8. Istilah Fiqh Madzhab Syafi’iyah
Ada beberapa istilah fiqh yang biasa digunakan oleh Imam Syafi’i, antara lain sebagai berikut:
1) Lafadz fardlu untuk sesuatu yang wajib atau yang diharuskan untuk melaksanakanya. Seperti juga kata muharram atau haram untuk sesuatu yang harus ditinggalkan dan untuk sesuatu yang menjadi kebalikan dari fardlu.
2) Kata karohah berarti sesuatu yang dianggap bagus untuk dilaksanakan, misalnya: diriwayatkan bahwasannya sesungguhnya nabi Muhammad SAW berkata: ”Bumi itu masjid kecuali kuburan dan toilet”. Disini Imam Syafi’i memberi illat bahwasannya sesungguhnya kuburan dan toilet itu tidak suci, dan berkata bahwa kuburan adalah tempat yang dibuat mengubur masyarakat umum, yaitu pasir yang bercampur dengan para mayat. Adapun shohro’ (sahara atau padang pasir) yang tidak pernah dibuat mengubur sama sekali kemudian dibuat mengubur suatu kaum yang telah mati, jika pada suatu saat ada seseorang yang shalat pada kuburan tersebut atau diatasnya maka Imam Syafi’i menghukumi makruh dan tidak menyuruh untuk mengulang kembali shalatnya dikarenakan diketahui bahwa pasir itu suci dan tidak bercampur dengan sesuatu apapun.
3) Kata uhibbu berarti sesuatu yang bagus untuk dilaksanakan, akan tetapi tidak sampai tahap wajib, misalnya perkataan Imam Syafi’i tentang pelepasan anjing atau burung yang sudah jinak. Imam Syafi’i berkata “Ketika seorang lelaki muslim melepas anjing atau burungnya yang sudah jinak aku menyukai untuk dia membaca basmalah, maka ketika dia lupa tidak membaca basmalah kemudian anjing atau burung tadi membunuh buruannya maka untuk dia boleh memakannya dikarenakan orang muslim yang menyembelih itu atas nama Allah SWT meskipun dia lupa”. Dan Imam Syafi’i juga berkata “Dan aku menyukai pada sembelihan supaya menghadap kearah qiblat ketika hal itu memungkinkan, dan ketika penyembelih tidak melaksanakannya, maka dia telah meninggalkan sesuatu yang aku menyukainya dan itu tidak mengharamkan pada yang disembelih”. Al-Robi’ meriwayatkan “Aku bertanya kepada al-Syafi’i; Apakah anda membaca Ummul Qur’an dibelakang imam pada rakaat akhir secara pelan? Maka Imam Syafi’i menjawab: ”Aku suka itu dan tidak mewajibkan atas hal itu”.

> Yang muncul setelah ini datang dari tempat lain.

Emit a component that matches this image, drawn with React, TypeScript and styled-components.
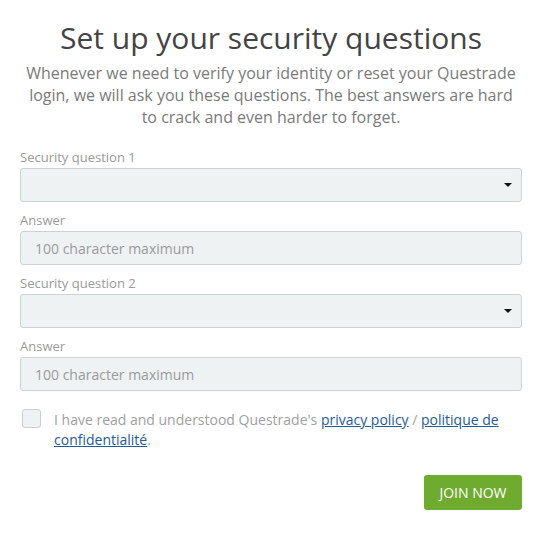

4) Kata akrohu menurut Imam Syafi’i yang telah diterangkan di atas kadang juga menggunakan istilah lam uhibbu. Imam Syafi’i menggunakan istilah la ba’sa untuk sesuatu yang diperbolehkan tanpa kemakruhan dan kesunatan. Semisal Imam Syafi’i berkata tentang zakat fitrah “Tidak apa ketika melaksanakan zakat fitrah dan mengambilnya ketika dibutuhkan dan selainnya dari shodaqoh yang diwajibkan dan yang lainnya”. Dan beliau juga berkata “Seseorang yang menjual barang dari beberapa barangnya sampai pada masa dari beberapa masanya, dan pembeli telah menerimanya maka tidak apa ketika dia menjualnya pada orang yang membelinya dengan harga yang lebih rendah atau lebih tinggi, baik dengan hutang atau kontan dikarenakan barang yang di jual itu bukanlah barang yang telah di jual pertama kali”.
5) Kata ja’iz digunakan untuk arti boleh tanpa ada kemakruhan atau kesunatan. Seperti beliau juga menggunakan istilah la khoiro fihi untuk sesuatu yang diharamkan dalam artian tidak di perbolehkan.